The Turks enjoy this cup of coffee in the evenings and the local stall-owner who served me coffee told me I had to sit and enjoy it to get the real taste of Istanbul. It is served in silverware or painted cups that are also among my favorite picks for souvenirs.

I brought home three pairs of coffee mugs and they make an amazing display on my crockery cupboard.

Quick Look at the Street Food

Like any other, middle-eastern country, Turkey is renowned for its street food too. The first one to try is a pretzel-like bread called the Simit.

Simit is a warm bread topped with sesame seeds and it tastes like a bagel. It is sold around in carts everywhere around the city. This can make a good snack while you are gawking at the Blue Mosque or taking a walk around the cobbled streets of Istanbul.

Similarly, corn is another snack that is sold on carts and found everywhere. This corn on the cob is roasted on charcoal or boiled and garnished with lemon juice and little spices. The aroma of corn being roasted on the coal will drag you to one of the carts.

Balik Ekmek, meaning fish on bread is one street snack you cannot afford to miss. It is a favorite local snack and comes at a cheaper price. The fish is fried and served with onions, tomatoes, and bread. This may sound simple; however, when you try the fish you know you have had the best snack of the day.

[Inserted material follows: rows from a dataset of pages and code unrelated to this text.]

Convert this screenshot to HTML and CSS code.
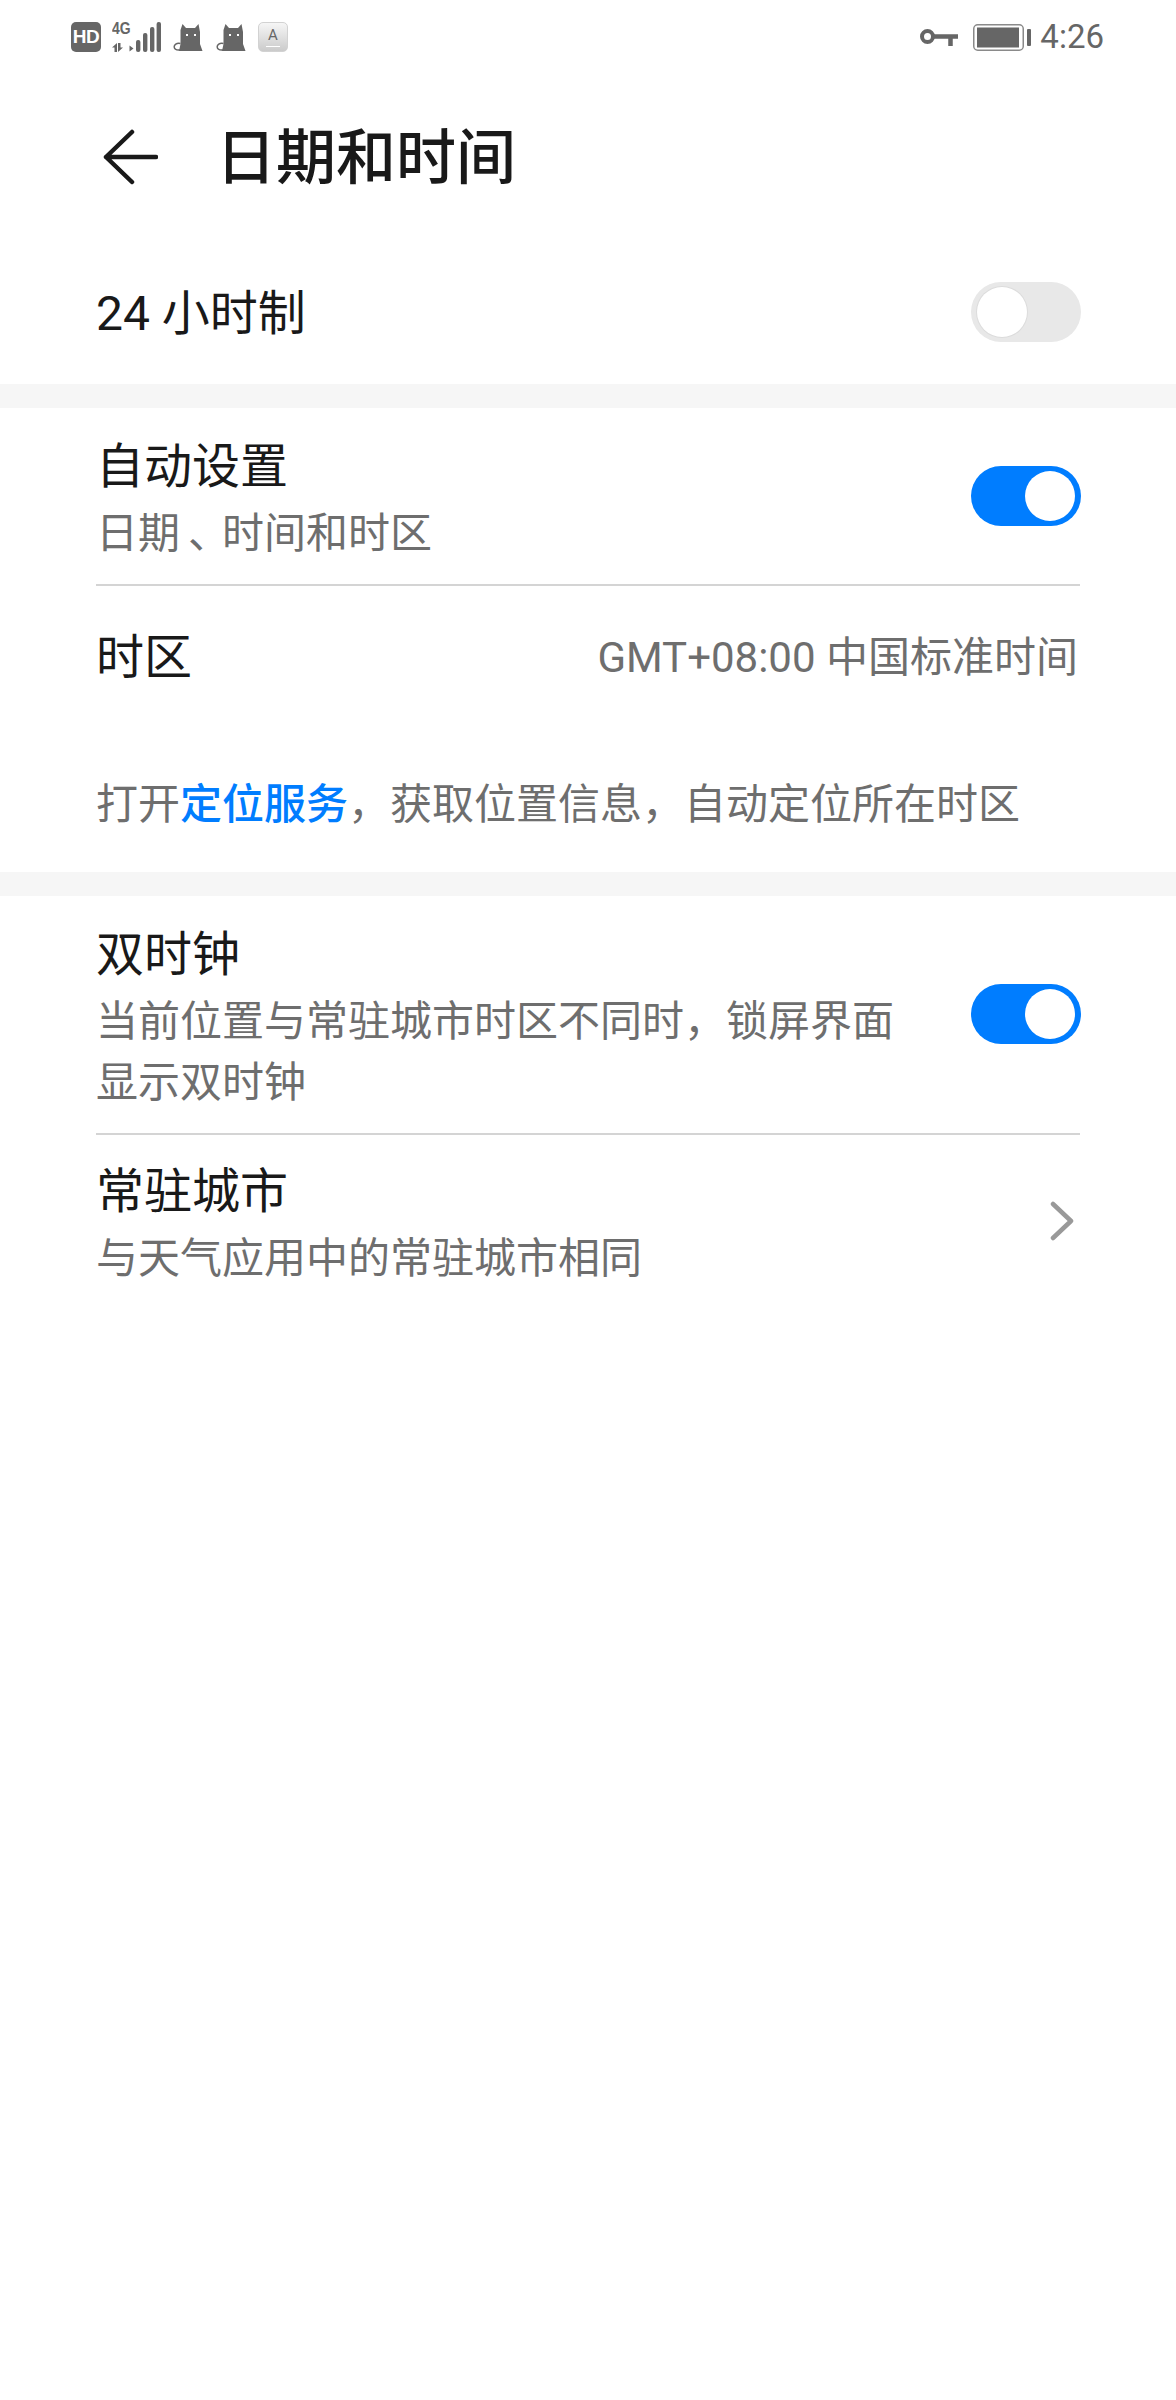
FILE: index.html
```html
<!DOCTYPE html>
<html lang="zh-CN">
<head>
<meta charset="utf-8">
<title>日期和时间</title>
<link rel="stylesheet" href="styles.css">
</head>
<body>
<div class="screen">
  <div class="status">
    <div class="status-group">
      <span class="hd">HD</span>
      <span class="net">
        <span class="net-labels"><span class="net-4g">4G</span>
          <svg class="net-arrows" width="22" height="9" viewBox="0 0 22 9"><path d="M0 4.500 5 0V9H2.500V4.500ZM6 0H8.500V4.500H11L6 9ZM17.500 2.500 21.500 5.500 17.500 8.500Z" fill="#666"/></svg>
        </span>
        <svg class="net-bars" width="25" height="30" viewBox="0 0 25 30"><g fill="#666"><rect x="0" y="18" width="4.400" height="12" rx="2"/><rect x="7" y="11" width="4.400" height="19" rx="2"/><rect x="14" y="5" width="4.400" height="25" rx="2"/><rect x="20.600" y="0" width="4.400" height="30" rx="2"/></g></svg>
      </span>
      <svg class="cat" width="30" height="27" viewBox="0 0 30 27"><path d="M9.500 0 13 4H22L25.500 0 27 8V20L29.500 27H6L7.500 20V6Z" fill="#666"/><path d="M7.500 19.500C3.500 18.500 1 21 1.200 23 1.500 25.500 4 26.300 7 26" fill="none" stroke="#666" stroke-width="1.500"/><rect x="13" y="10" width="2" height="2" fill="#fff"/><rect x="21" y="10" width="2" height="2" fill="#fff"/></svg>
      <svg class="cat" width="30" height="27" viewBox="0 0 30 27"><path d="M9.500 0 13 4H22L25.500 0 27 8V20L29.500 27H6L7.500 20V6Z" fill="#666"/><path d="M7.500 19.500C3.500 18.500 1 21 1.200 23 1.500 25.500 4 26.300 7 26" fill="none" stroke="#666" stroke-width="1.500"/><rect x="13" y="10" width="2" height="2" fill="#fff"/><rect x="21" y="10" width="2" height="2" fill="#fff"/></svg>
      <span class="keytile"><span class="keyletter">A</span></span>
    </div>
    <div class="status-group">
      <svg class="key" width="38" height="17" viewBox="0 0 38 17"><circle cx="7.500" cy="7.500" r="5.500" fill="none" stroke="#666" stroke-width="4"/><path d="M13 7.500H38M30.500 7.500V17" fill="none" stroke="#666" stroke-width="4.500"/></svg>
      <svg class="battery" width="58" height="27" viewBox="0 0 58 27"><rect x="0.750" y="0.750" width="49.500" height="25.500" rx="4" fill="none" stroke="#8a8a8a" stroke-width="1.500"/><rect x="4" y="3.500" width="42" height="20" fill="#666"/><rect x="54" y="5" width="4" height="17" rx="1" fill="#666"/></svg>
      <span class="clock">4:26</span>
    </div>
  </div>

  <header class="appbar">
    <svg class="back" width="56" height="56" viewBox="0 0 56 56"><path d="M30 3 4 28 30 53M4 28H54" fill="none" stroke="#191919" stroke-width="4.500" stroke-linecap="round" stroke-linejoin="round"/></svg>
    <h1 class="title">日期和时间</h1>
  </header>

  <section class="group group-first">
    <div class="row row-single">
      <div class="row-text"><div class="label">24 小时制</div></div>
      <span class="switch"><span class="knob"></span></span>
    </div>
  </section>

  <div class="gap"></div>

  <section class="group">
    <div class="row row-double">
      <div class="row-text">
        <div class="label">自动设置</div>
        <div class="sub">日期<span class="comma">、</span>时间和时区</div>
      </div>
      <span class="switch on"><span class="knob"></span></span>
    </div>
    <div class="divider"></div>
    <div class="row row-zone">
      <div class="label">时区</div>
      <div class="value">GMT+08:00 中国标准时间</div>
    </div>
    <p class="hint">打开<span class="link">定位服务</span>，获取位置信息，自动定位所在时区</p>
  </section>

  <div class="gap"></div>

  <section class="group">
    <div class="row row-triple">
      <div class="row-text">
        <div class="label">双时钟</div>
        <div class="sub narrow">当前位置与常驻城市时区不同时，锁屏界面显示双时钟</div>
      </div>
      <span class="switch on"><span class="knob"></span></span>
    </div>
    <div class="divider"></div>
    <div class="row row-city">
      <div class="row-text">
        <div class="label">常驻城市</div>
        <div class="sub">与天气应用中的常驻城市相同</div>
      </div>
      <svg class="chevron" width="24" height="40" viewBox="0 0 24 40"><path d="M3 3 21 20 3 37" fill="none" stroke="#999" stroke-width="4.500" stroke-linecap="round" stroke-linejoin="round"/></svg>
    </div>
  </section>
</div>
</body>
</html>
```
FILE: styles.css
```css
* { box-sizing: border-box; }
html, body { margin: 0; padding: 0; background: #fff; }
body { font-family: Roboto, "Noto Sans CJK SC", sans-serif; color: #191919; }
.screen { width: 1176px; height: 2400px; background: #fff; overflow: hidden; }

.status { height: 74px; padding: 0 72px 0 71px; display: flex; justify-content: space-between; align-items: center; }
.status-group { display: flex; align-items: center; }
.hd { width: 30px; height: 30px; border-radius: 5px; background: #666; color: #fff; font: 700 19px/30px "Liberation Sans", sans-serif; text-align: center; letter-spacing: -0.5px; margin-right: 11px; }
.net { display: flex; align-items: flex-end; height: 30px; margin-right: 12px; }
.net-labels { display: flex; flex-direction: column; justify-content: space-between; width: 24px; height: 30px; }
.net-4g { font: 700 17px/13px "Liberation Sans", sans-serif; color: #666; transform: scaleX(0.82); transform-origin: left; }
.net-arrows { display: block; }
.net-bars { display: block; }
.cat { display: block; margin-right: 13px; }
.cat + .cat { margin-right: 12px; }
.keytile { width: 30px; height: 30px; border-radius: 5px; background: linear-gradient(#f6f6f6, #cbcbcb); border: 1px solid #d2d2d2; color: #666; text-align: center; }
.keyletter { display: block; width: 14px; margin: 0 auto; font: 400 15px/20px Roboto, sans-serif; padding-top: 2px; height: 24px; border-bottom: 1px solid #fff; }
.key { display: block; margin-right: 15px; }
.battery { display: block; margin-right: 9px; }
.clock { font-size: 33px; line-height: 40px; color: #666; }

.appbar { height: 170px; display: flex; align-items: center; padding: 0 0 0 102px; }
.back { display: block; margin: 0 58px 4px 0; }
.title { margin: 0; font-size: 60px; font-weight: 500; line-height: 80px; color: #191919; }

.group { padding: 0 96px; }
.group-first { padding-bottom: 4px; }
.gap { height: 24px; background: #f6f6f6; }
.row { display: flex; align-items: center; justify-content: space-between; }
.row-single { height: 136px; }
.row-text { padding-top: 3px; }
.row-double { height: 176px; }
.row-zone { height: 144px; }
.row-triple { height: 237px; }
.row-triple .switch { margin-bottom: 2px; }
.row-city { height: 172px; }
.label { font-size: 48px; line-height: 72px; color: #191919; }
.sub { font-size: 42px; line-height: 61px; color: #6e6e6e; }
.comma { font-feature-settings: "halt"; padding: 0 13px 0 8px; }
.narrow { width: 820px; }
.value { font-size: 42px; line-height: 60px; color: #6e6e6e; margin-right: 2px; }
.divider { height: 2px; background: #d4d4d4; }
.hint { margin: 0; height: 142px; padding-top: 45px; font-size: 42px; line-height: 60px; color: #6e6e6e; }
.link { color: #007dff; font-weight: 500; }

.switch { display: block; flex: none; width: 110px; height: 60px; border-radius: 30px; background: #e8e8e8; padding: 5px 6px; margin-right: -1px; }
.knob { display: block; width: 50px; height: 50px; border-radius: 50%; background: #fff; box-shadow: 0 0 0 1px #dcdcdc; }
.switch.on { background: #007dff; }
.switch.on .knob { margin-left: 48px; box-shadow: none; }
.chevron { display: block; margin-right: 6px; }
```
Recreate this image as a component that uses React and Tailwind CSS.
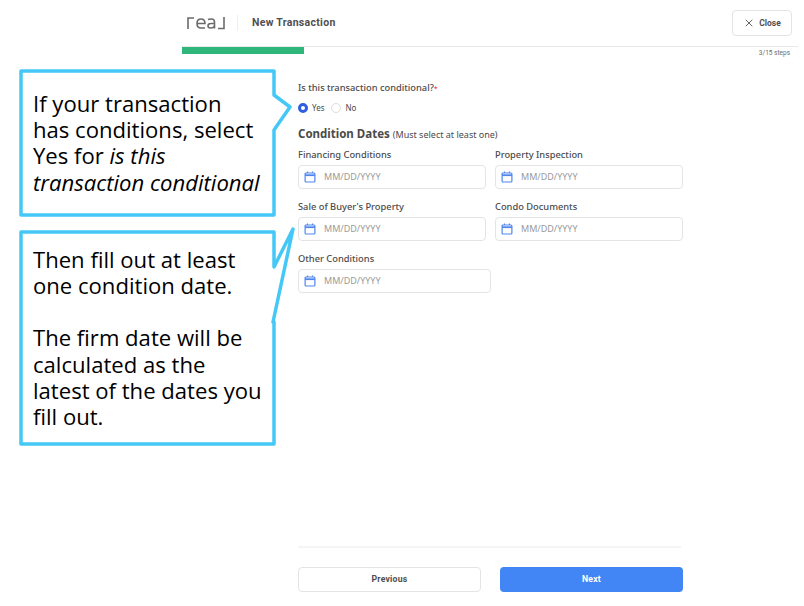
import { X } from 'lucide-react';

const ui = { fontFamily: '"Noto Sans", sans-serif' };

function CalendarIcon() {
  return (
    <svg width="12" height="12" viewBox="0 0 12 12" fill="none" stroke="#4f86f0" strokeWidth="1.2">
      <rect x="1.1" y="2" width="9.8" height="9" rx="1" />
      <path d="M1.1 4.2H10.9" strokeWidth="1.8" />
      <path d="M3.5 0.6V2M8.5 0.6V2" />
    </svg>
  );
}

function DateField({ label, wide }) {
  return (
    <div>
      <div className="h-[12px] text-[9.3px] leading-[12px] font-medium text-[#4b4b4b]">{label}</div>
      <div
        className={`mt-[4px] flex h-[24px] items-center rounded-[4px] border border-[#e3e4e8] pl-[5px] ${wide ? 'w-[193px]' : 'w-[188px]'}`}
      >
        <CalendarIcon />
        <span className="ml-[8px] text-[9px] text-[#9a9a9a]">MM/DD/YYYY</span>
      </div>
    </div>
  );
}

function Logo() {
  return (
    <svg width="38" height="14" viewBox="0 0 38 14" fill="none" stroke="#6b6b6b" strokeWidth="1.6">
      <path d="M1 13V2H7" />
      <path d="M10 7.5H18C18 4.5 16.5 3 14 3C11.5 3 10 5 10 7.5C10 10.5 11.5 12 14 12H18" />
      <path d="M21 3.5C22 3 23 3 24.5 3C26.5 3 27.5 4 27.5 6V12.5M27.5 7.5H24C22 7.5 21 8.5 21 10C21 11.5 22 12 23.5 12C25.5 12 27.5 11 27.5 9" />
      <path d="M37 1V12.5H31" />
    </svg>
  );
}

export default function App() {
  return (
    <div className="relative flex h-[606px] w-[804px] flex-col overflow-hidden bg-white" style={ui}>
      {/* Top bar */}
      <div className="flex h-[46px] items-center pl-[187px] pr-[12px]">
        <Logo />
        <div className="ml-[12px] h-[16px] w-px bg-[#eeeeee]" />
        <span
          className="ml-[14px] text-[10.5px] font-bold tracking-[0.3px] text-[#4f4f4f]"
          style={{ fontFamily: 'Roboto, sans-serif' }}
        >
          New Transaction
        </span>
        <div
          className="ml-auto flex h-[26px] w-[60px] items-center justify-center gap-[4px] rounded-[4px] border border-[#e3e4e8] text-[8.5px] font-bold text-[#4f4f4f]"
          style={{ fontFamily: 'Roboto, sans-serif' }}
        >
          <X size={12} strokeWidth={1.75} />
          Close
        </div>
      </div>

      {/* Progress */}
      <div className="ml-[182px] mr-[6px] border-t border-[#e8e8e8]">
        <div className="flex h-[7px]">
          <div className="w-[122px] bg-[#2fb67a]" />
        </div>
        <div
          className="-mt-[5px] pr-[8px] text-right text-[6.5px] leading-[8px] text-[#6b6b6b]"
          style={{ fontFamily: 'Roboto, sans-serif' }}
        >
          3/15 steps
        </div>
      </div>

      {/* Form */}
      <div className="ml-[298px] flex w-[385px] flex-1 flex-col pt-[25px] pb-[14px]">
        <div className="h-[12px] text-[9.3px] leading-[12px] font-medium text-[#4b4b4b]">
          Is this transaction conditional?<span className="text-[7px] text-[#e5484d]">*</span>
        </div>
        <div className="mt-[8px] flex h-[12px] items-center text-[8px] text-[#4b4b4b]">
          <span className="h-[10px] w-[10px] rounded-full border-[3px] border-[#2f5fe0] bg-white" />
          <span className="ml-[4px]">Yes</span>
          <span className="ml-[7px] h-[10px] w-[10px] rounded-full border border-[#dddddd]" />
          <span className="ml-[4px]">No</span>
        </div>
        <div className="mt-[11px] flex h-[16px] items-baseline text-[#4b4b4b]">
          <span className="text-[11.5px] font-bold">Condition Dates</span>
          <span className="ml-[3px] text-[9px]">(Must select at least one)</span>
        </div>
        <div className="mt-[8px] grid grid-cols-[188px_188px] gap-x-[9px] gap-y-[12px]">
          <DateField label="Financing Conditions" />
          <DateField label="Property Inspection" />
          <DateField label="Sale of Buyer's Property" />
          <DateField label="Condo Documents" />
          <DateField label="Other Conditions" wide />
        </div>

        <div className="mt-auto h-[2px] w-[383px] bg-[#f5f5f6]" />
        <div
          className="mt-[19px] flex gap-[19px] text-[8.7px] font-bold tracking-[0.2px]"
          style={{ fontFamily: 'Roboto, sans-serif' }}
        >
          <div className="flex h-[25px] w-[183px] items-center justify-center rounded-[4px] border-[1.5px] border-[#e3e4e8] text-[#4f4f4f]">
            Previous
          </div>
          <div className="flex h-[25px] w-[183px] items-center justify-center rounded-[4px] bg-[#4285f5] text-white">
            Next
          </div>
        </div>
      </div>

      {/* Callouts over the page */}
      <div
        className="absolute top-0 left-0 h-[606px] w-[300px] text-[22.1px] leading-[26.2px] text-black"
        style={{ fontFamily: '"Open Sans", sans-serif' }}
      >
        <svg width="300" height="460" className="absolute top-0 left-0" fill="white" stroke="#45c8f5" strokeWidth="3.5" strokeLinejoin="round">
          <path d="M21 71H274V95L290 107L274 130V215H21Z" />
          <path d="M21 232H274V267L293 229L273 322L274 322V444H21Z" />
        </svg>
        <div className="absolute top-[90px] left-[33px] w-[232px]">
          If your transaction
          <br />
          has conditions, select
          <br />
          Yes for <em>is this</em>
          <br />
          <em>transaction conditional</em>
        </div>
        <div className="absolute top-[246px] left-[33px] w-[230px]">
          <div>Then fill out at least one condition date.</div>
          <div className="mt-[26px]">The firm date will be calculated as the latest of the dates you fill out.</div>
        </div>
      </div>
    </div>
  );
}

Dondurma or the Turkish Ice cream is yet another popular street food. This is not your regular gelatin or custard ice cream; the Dondurma is a syrupy, chewy and thick ice cream that has flour in it. The best part of having a Dondurma is not only the taste but the 3-minute show that the vendor will perform for you while making the ice cream.

Yes, you heard it right!! The vendor does little tricks and fools around with a long metal spatula that will hand you the cone this minute and take away the next minute. It’s fun watching people blushing and laughing while they get their ice-creams.

Lastly, try some freshly squeezed juices from local vendors. From the regular orange and pineapple juices, you also have the option to try the kiwi or pomegranate juice for 2-3 liras.